Please list all lines of the material below in which the string "with" occurs.

══ RECORDS FOR PROCESSING

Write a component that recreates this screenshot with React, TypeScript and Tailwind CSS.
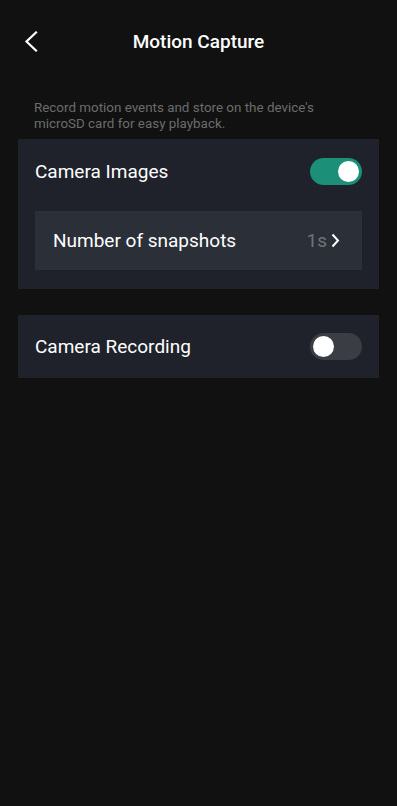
import React from 'react';

const Toggle: React.FC<{ on: boolean }> = ({ on }) => (
  <div
    className={`flex h-[27px] w-[52px] items-center rounded-full px-[3px] ${
      on ? 'justify-end bg-[#1b8f78]' : 'justify-start bg-[#3a3d43]'
    }`}
  >
    <div className="h-[21px] w-[21px] rounded-full bg-white" />
  </div>
);

const App: React.FC = () => {
  return (
    <div
      className="min-h-[806px] w-full bg-[#111111] text-white"
      style={{ fontFamily: 'Roboto, "Noto Sans", sans-serif' }}
    >
      {/* header */}
      <div className="relative flex h-[84px] items-center justify-center">
        <button className="absolute left-[24px] top-[31px]">
          <svg width="14" height="21" viewBox="0 0 14 21" fill="none">
            <path d="M12 1.5 L2.5 10.5 L12 19.5" stroke="white" strokeWidth="2.2" strokeLinecap="square" />
          </svg>
        </button>
        <h1 className="text-[19px] font-medium">Motion Capture</h1>
      </div>

      <p className="px-[34px] pt-[16px] text-[13.4px] leading-[16px] text-[#6c6c6c]">
        Record motion events and store on the device's microSD card for easy playback.
      </p>

      {/* camera images */}
      <div className="mx-[18px] mt-[7px] bg-[#1f222a] pl-[17px] pr-[17px] pb-[19px]">
        <div className="flex h-[64px] items-center justify-between">
          <span className="pt-[2px] text-[19px]">Camera Images</span>
          <Toggle on />
        </div>
        <div className="mt-[8px] flex h-[59px] items-center justify-between bg-[#2a2f38] pl-[18px] pr-[22px]">
          <span className="pt-[1px] text-[19px]">Number of snapshots</span>
          <div className="flex items-center gap-[4px]">
            <span className="pt-[1px] text-[19px] text-[#6f737a]">1s</span>
            <svg width="9" height="15" viewBox="0 0 9 15" fill="none">
              <path d="M1.5 1.5 L7 7.5 L1.5 13.5" stroke="white" strokeWidth="2" />
            </svg>
          </div>
        </div>
      </div>

      {/* camera recording */}
      <div className="mx-[18px] mt-[26px] flex h-[63px] items-center justify-between bg-[#1f222a] pl-[17px] pr-[17px]">
        <span className="pt-[2px] text-[19px]">Camera Recording</span>
        <Toggle on={false} />
      </div>
    </div>
  );
};

export default App;
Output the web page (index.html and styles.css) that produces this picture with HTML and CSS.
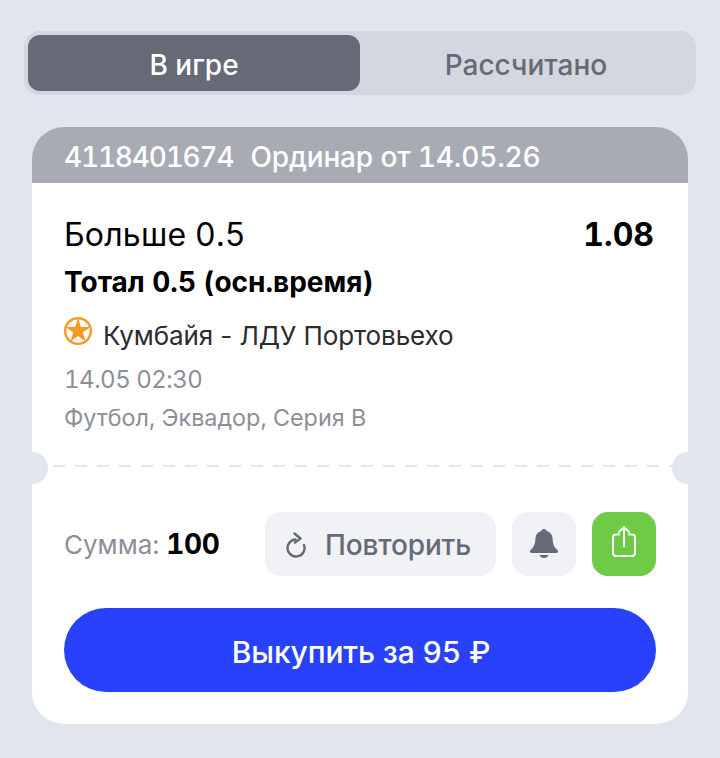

════

• RESULT FOR THIS EXERCISE
Write a component that recreates this screenshot with React, TypeScript and Tailwind CSS.
Output the web page (index.html and styles.css) that produces this picture with HTML and CSS.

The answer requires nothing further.